Last weekend, organisers from Fashion City York took to the streets to unveil the local talent our historical city has to offer. Their annual Fashion Weekend, awaited with great anticipation, has been growing from strength to strength since its founding in 2010. From catwalk shows to exhibitions and boutique stalls to competitions, the event did not fail to appeal to the tastes of the budding fashionista. Spread over three days, it was great to see local businesses eager to get involved, ensuring lots was on offer for locals.
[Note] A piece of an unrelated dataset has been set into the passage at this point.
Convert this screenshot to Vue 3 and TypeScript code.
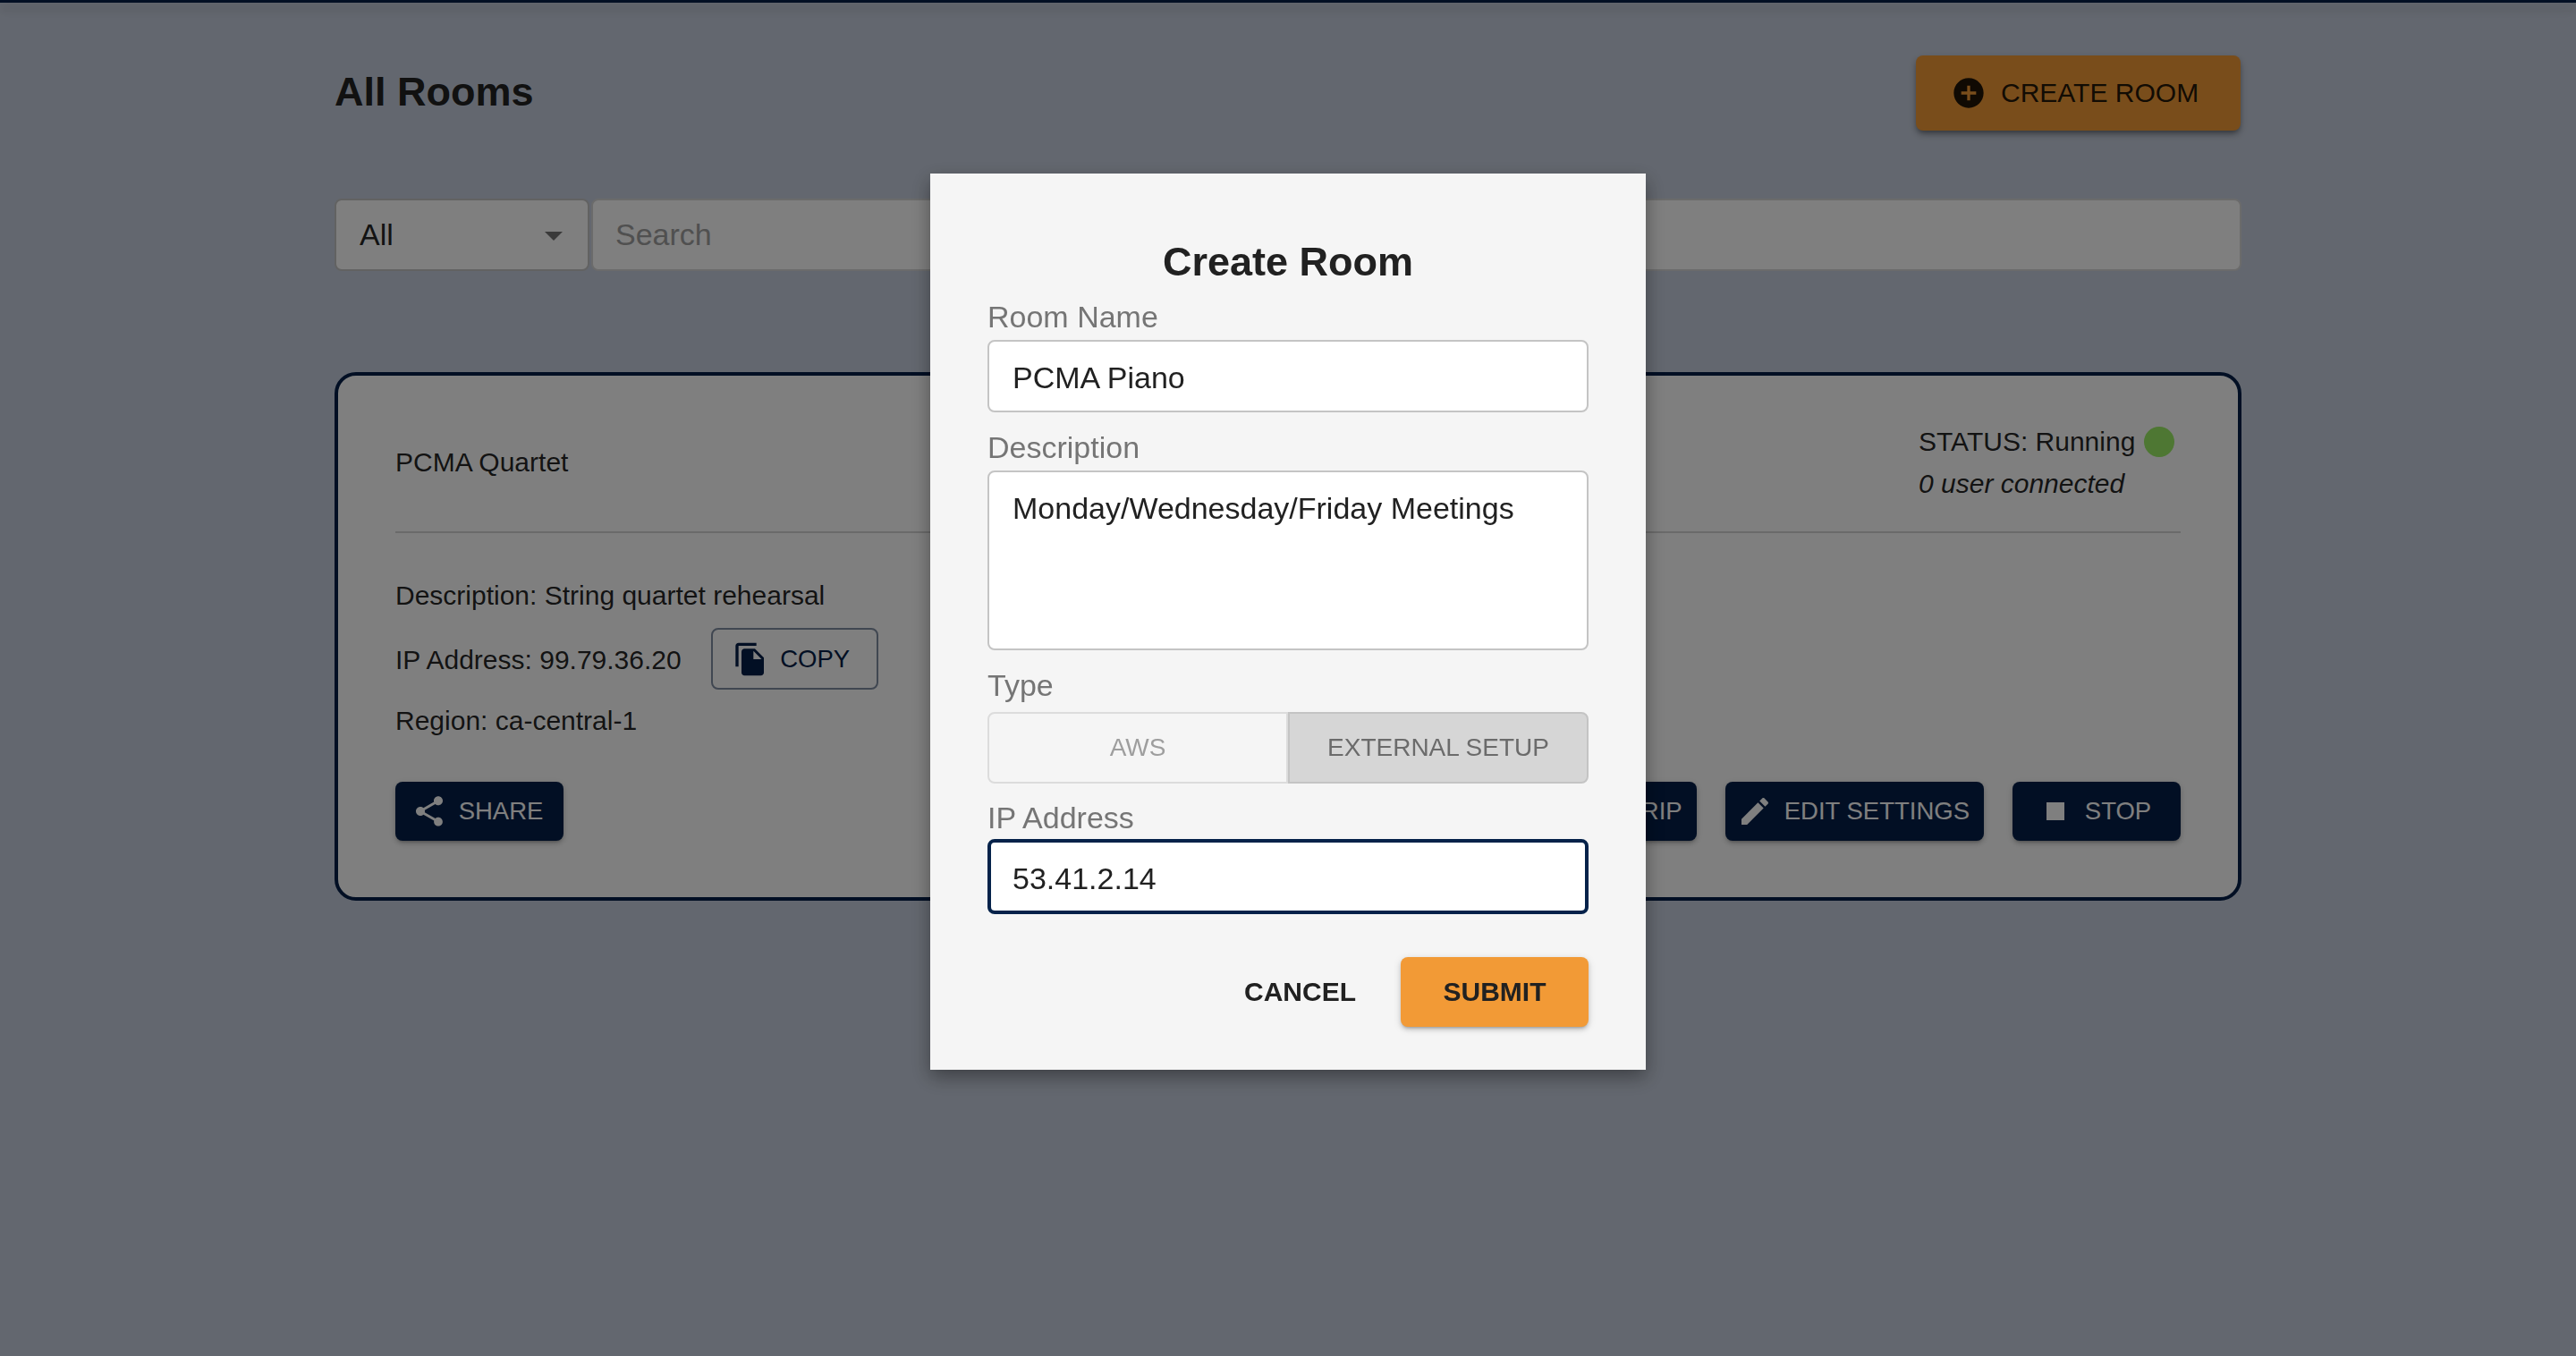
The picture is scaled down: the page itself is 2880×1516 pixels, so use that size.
<template>
  <div class="page">
    <div class="top-bar"></div>

    <main class="content">
      <header class="header">
        <h1 class="page-title">All Rooms</h1>
        <button class="create-btn">
          <svg class="icon" viewBox="0 0 24 24"><path d="M12 2C6.48 2 2 6.48 2 12s4.48 10 10 10 10-4.48 10-10S17.52 2 12 2zm5 11h-4v4h-2v-4H7v-2h4V7h2v4h4v2z" /></svg>
          CREATE ROOM
        </button>
      </header>

      <div class="filters">
        <div class="select">
          <span>All</span>
          <svg class="select-arrow" viewBox="0 0 24 24"><path d="M7 10l5 5 5-5z" /></svg>
        </div>
        <input class="search" placeholder="Search" />
      </div>

      <section class="room-card">
        <div class="card-top">
          <span class="room-name">PCMA Quartet</span>
          <div class="status">
            <div class="status-line">STATUS: Running <span class="status-dot"></span></div>
            <div class="users">0 user connected</div>
          </div>
        </div>

        <div class="details">
          <div class="detail-desc">Description: String quartet rehearsal</div>
          <div class="detail-ip">
            <span class="ip-text">IP Address: 99.79.36.20</span>
            <button class="btn btn-outline">
              <svg class="icon" viewBox="0 0 24 24"><path d="M16 1H4c-1.1 0-2 .9-2 2v14h2V3h12V1zm-1 4l6 6v10c0 1.1-.9 2-2 2H7.99C6.89 23 6 22.1 6 21l.01-14c0-1.1.89-2 1.99-2h7zm-1 7h5.5L14 6.5V12z" /></svg>
              COPY
            </button>
          </div>
          <div class="detail-region">Region: ca-central-1</div>
        </div>

        <div class="actions">
          <button class="btn btn-solid">
            <svg class="icon" viewBox="0 0 24 24"><path d="M18 16.08c-.76 0-1.44.3-1.96.77L8.91 12.7c.05-.23.09-.46.09-.7s-.04-.47-.09-.7l7.05-4.11c.54.5 1.25.81 2.04.81 1.66 0 3-1.34 3-3s-1.34-3-3-3-3 1.34-3 3c0 .24.04.47.09.7L8.04 9.81C7.5 9.31 6.79 9 6 9c-1.66 0-3 1.34-3 3s1.34 3 3 3c.79 0 1.5-.31 2.04-.81l7.12 4.16c-.05.21-.08.43-.08.65 0 1.61 1.31 2.92 2.92 2.92 1.61 0 2.92-1.31 2.92-2.92s-1.31-2.92-2.92-2.92z" /></svg>
            SHARE
          </button>
          <div class="actions-right">
            <button class="btn btn-solid btn-hidden-part">RIP</button>
            <button class="btn btn-solid btn-edit">
              <svg class="icon" viewBox="0 0 24 24"><path d="M3 17.25V21h3.75L17.81 9.94l-3.75-3.75L3 17.25zM20.71 7.04c.39-.39.39-1.02 0-1.41l-2.34-2.34c-.39-.39-1.02-.39-1.41 0l-1.83 1.83 3.75 3.75 1.83-1.83z" /></svg>
              EDIT SETTINGS
            </button>
            <button class="btn btn-solid">
              <svg class="icon" viewBox="0 0 24 24"><path d="M6 6h12v12H6z" /></svg>
              STOP
            </button>
          </div>
        </div>
      </section>
    </main>

    <!-- Create room dialog -->
    <div class="backdrop">
      <form class="dialog" @submit.prevent>
        <h2 class="dialog-title">Create Room</h2>

        <label class="field-label label-name">Room Name</label>
        <input v-model="roomName" class="field field-name" />

        <label class="field-label label-desc">Description</label>
        <textarea v-model="description" class="field field-desc"></textarea>

        <label class="field-label label-type">Type</label>
        <div class="toggle">
          <button
            v-for="t in types"
            :key="t"
            type="button"
            class="toggle-item"
            :class="{ selected: t === roomType }"
            @click="roomType = t"
          >
            {{ t }}
          </button>
        </div>

        <label class="field-label label-ip">IP Address</label>
        <input v-model="ipAddress" class="field field-ip" />

        <div class="dialog-actions">
          <button type="button" class="cancel-btn">CANCEL</button>
          <button type="submit" class="submit-btn">SUBMIT</button>
        </div>
      </form>
    </div>
  </div>
</template>

<script setup lang="ts">
import { ref } from 'vue'

const types: string[] = ['AWS', 'EXTERNAL SETUP']

const roomName = ref<string>('PCMA Piano')
const description = ref<string>('Monday/Wednesday/Friday Meetings')
const roomType = ref<string>('EXTERNAL SETUP')
const ipAddress = ref<string>('53.41.2.14')
</script>

<style>
html,
body {
  margin: 0;
  background: #c7cfde;
}
</style>

<style scoped>
.page {
  min-height: 1516px;
  background: #c7cfde;
  font-family: "Liberation Sans", Arial, sans-serif;
  color: rgba(0, 0, 0, 0.87);
}

.top-bar {
  height: 3px;
  background: #041e48;
  box-shadow: 0 4px 8px -2px rgba(0, 0, 0, 0.2), 0 8px 10px rgba(0, 0, 0, 0.14), 0 2px 20px rgba(0, 0, 0, 0.12);
}

.content {
  width: 2132px;
  margin: 0 auto;
  padding-top: 59px;
}

.header {
  display: flex;
  align-items: center;
  justify-content: space-between;
}

.page-title {
  margin: 0 0 2px;
  font-size: 45px;
  font-weight: 700;
  color: #222;
}

.icon {
  width: 40px;
  height: 40px;
  flex: none;
  fill: currentColor;
}

.create-btn {
  display: flex;
  align-items: center;
  gap: 16px;
  width: 363px;
  height: 84px;
  margin-right: 1px;
  padding: 0 0 0 39px;
  border: none;
  border-radius: 8px;
  background: #f29a36;
  color: rgba(0, 0, 0, 0.87);
  font: 400 30px "Liberation Sans", Arial, sans-serif;
  box-shadow: 0 4px 6px -2px rgba(0, 0, 0, 0.4), 0 4px 10px rgba(0, 0, 0, 0.2);
}

.filters {
  display: flex;
  gap: 2px;
  margin-top: 76px;
}

.select {
  display: flex;
  align-items: center;
  justify-content: space-between;
  box-sizing: border-box;
  width: 285px;
  height: 81px;
  padding: 0 14px 0 26px;
  border: 2px solid #c4c4c4;
  border-radius: 8px;
  background: #fff;
  font-size: 34px;
}

.select-arrow {
  width: 48px;
  height: 48px;
  fill: rgba(0, 0, 0, 0.54);
}

.search {
  flex: 1;
  min-width: 0;
  box-sizing: border-box;
  height: 81px;
  padding: 0 25px;
  border: 2px solid #d6d6d6;
  border-radius: 8px;
  background: #fff;
  font: 400 34px "Liberation Sans", Arial, sans-serif;
  outline: none;
}

.search::placeholder {
  color: #a0a0a0;
  opacity: 1;
}

.room-card {
  box-sizing: border-box;
  height: 591px;
  margin-top: 113px;
  padding: 50px 64px 0;
  border: 4px solid #041e48;
  border-radius: 24px;
  background: #fff;
  font-size: 30px;
}

.card-top {
  display: flex;
  align-items: center;
  justify-content: space-between;
  padding-bottom: 30px;
  border-bottom: 2px solid #d4d4d4;
}

.status {
  width: 293px;
}

.status-line,
.users {
  display: flex;
  align-items: center;
  height: 47px;
}

.users {
  font-style: italic;
}

.status-dot {
  width: 34px;
  height: 34px;
  margin-left: 10px;
  border-radius: 50%;
  background: #9cee66;
}

.details {
  padding-top: 50px;
  line-height: 40px;
}

.detail-ip {
  display: flex;
  align-items: center;
  gap: 33px;
  margin-top: 16px;
}

.ip-text {
  padding-top: 2px;
}

.detail-region {
  margin-top: 15px;
}

.btn {
  display: flex;
  align-items: center;
  justify-content: center;
  gap: 13px;
  box-sizing: border-box;
  min-width: 188px;
  height: 66px;
  padding: 0 16px 0 11px;
  border-radius: 8px;
  font: 400 27.5px "Liberation Sans", Arial, sans-serif;
}

.btn-solid {
  border: none;
  background: #041e48;
  color: #fff;
  box-shadow: 0 3px 3px -2px rgba(0, 0, 0, 0.2), 0 3px 5px rgba(0, 0, 0, 0.14), 0 2px 10px rgba(0, 0, 0, 0.12);
}

.btn-outline {
  min-width: 187px;
  height: 69px;
  padding-right: 18px;
  border: 2px solid rgba(4, 30, 72, 0.5);
  background: transparent;
  color: #041e48;
}

.btn-edit {
  gap: 13px;
  padding-left: 13px;
}

.btn-hidden-part {
  justify-content: flex-end;
  width: 260px;
}

.actions {
  display: flex;
  justify-content: space-between;
  margin-top: 48px;
}

.actions-right {
  display: flex;
  gap: 32px;
}

.backdrop {
  position: fixed;
  inset: 0;
  background: rgba(0, 0, 0, 0.5);
}

.dialog {
  position: absolute;
  top: 194px;
  left: 1040px;
  display: flex;
  flex-direction: column;
  box-sizing: border-box;
  width: 800px;
  height: 1002px;
  padding: 74px 64px 48px;
  background: #f5f5f5;
  box-shadow: 0 8px 20px rgba(0, 0, 0, 0.38);
}

.dialog-title {
  margin: 0;
  font-size: 45px;
  line-height: 50px;
  font-weight: 700;
  text-align: center;
  color: #212121;
}

.field-label {
  font-size: 34px;
  line-height: 40px;
  color: #757575;
}

.label-name {
  margin-top: 16px;
}

.label-desc,
.label-type {
  margin-top: 19px;
}

.label-ip {
  margin-top: 18px;
}

.field {
  box-sizing: border-box;
  width: 100%;
  padding: 0 26px;
  border: 2px solid #c4c4c4;
  border-radius: 8px;
  background: #fff;
  color: #212121;
  font: 400 34px "Liberation Sans", Arial, sans-serif;
  outline: none;
}

.field-name {
  height: 81px;
  margin-top: 6px;
  padding-top: 4px;
}

.field-desc {
  height: 201px;
  margin-top: 6px;
  padding-top: 20px;
  line-height: 40px;
  resize: none;
}

.field-ip {
  height: 84px;
  margin-top: 4px;
  padding: 4px 24px 0;
  border: 4px solid #05224a;
}

.toggle {
  display: flex;
  height: 80px;
  margin-top: 10px;
}

.toggle-item {
  flex: 1;
  border: 2px solid #dcdcdc;
  border-radius: 8px 0 0 8px;
  background: transparent;
  color: #9e9e9e;
  font: 400 28px "Liberation Sans", Arial, sans-serif;
}

.toggle-item.selected {
  border-color: #c4c4c4;
  border-radius: 0 8px 8px 0;
  background: #d6d6d6;
  color: #6b6b6b;
}

.dialog-actions {
  display: flex;
  align-items: center;
  justify-content: flex-end;
  gap: 50px;
  margin-top: 48px;
}

.cancel-btn,
.submit-btn {
  border: none;
  font: 700 30px "Liberation Sans", Arial, sans-serif;
  color: #212121;
}

.cancel-btn {
  padding: 0;
  background: transparent;
}

.submit-btn {
  width: 210px;
  height: 78px;
  border-radius: 8px;
  background: #f29a36;
  box-shadow: 0 3px 3px -2px rgba(0, 0, 0, 0.2), 0 3px 5px rgba(0, 0, 0, 0.14), 0 2px 10px rgba(0, 0, 0, 0.12);
}
</style>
One of the main attractions was watching HSBC Bank transform their ground floor into a pop up Fashion Village. This offered smaller retailers, such as Jo Bagshaw Jewellery and Little Ditsy Clothing, a platform to exhibit their works. FCY hopes this is the first step in creating a permanent Fashion Village in order to promote up and coming designers who may need a helping hand climbing the financial ladder. Chair of FCY, Angela Brown, disclosed intentions to “showcase all York has to offer as a fashion city,” aiming to mark York firmly on the fashion map.
Even City Screen Cinema prepared for the weekend, from hosting a Kimono exhibition showcasing Smith and Downes designs, to screenings of the latest fashion film release, Dior and I. Likewise, fine china retailers Mulberry Hall showed their support by putting on a live window display. Models exhibited products from Paperdoll Boutique and Bang Bang hair while dining for afternoon tea. This was certainly a popular idea, Browns and Fenwicks also opted for the chance to display fashion ranges via live windows.
However, these weren’t the only stints to catch the public eye, as male jockey models entertained shoppers by running a selfie competition in the city centre. It didn’t stop there: as official sponsor Mini Cooper offered free test drives from parliament square. As a local shopper, it was great to see a diverse range of local businesses keen to support the project. Angela commented on this diversity by emphasising: “It’s not just for fashion shops, it’s about photography, art and film.”
As an ever expanding organisation with high aspirations, Fashion City York is always looking to encourage those who share similar passions to get involved. For instance, a particular focus intends to reach out to the younger community; and as part of the weekend, FCY coordinated a fashion photography competition for students at York College – with the winners work to be displayed in Attic Coffeehouse.
Overall, the weekend was a great success and many thanks is due to the FCY steering group. Speaking to Angela about the FCY organisation, she reveals it is a board of dedicated professionals from a variety of backgrounds including marketing, admin and retail. Angela emphasised that the group works well because each volunteer is able to bring their personal expertise while sharing “passion, enthusiasm and energy” for the project. Angela explained that their ultimate aim is to expand enough to establish a York Fashion Week. With a clear vision and a great support network, it can be expected that FCY will continue to grow and flourish.
When asked about how FCY differs from other projects, Angela highlighted the focus on collaboration with the community: “There’s so much richness here, it’s a really quirky, varied, mixed bag.” FCY strikes me as a project which aims to preserve authenticity in York, leaving behind an overwhelming desire for commercial success and offering an unique retail approach.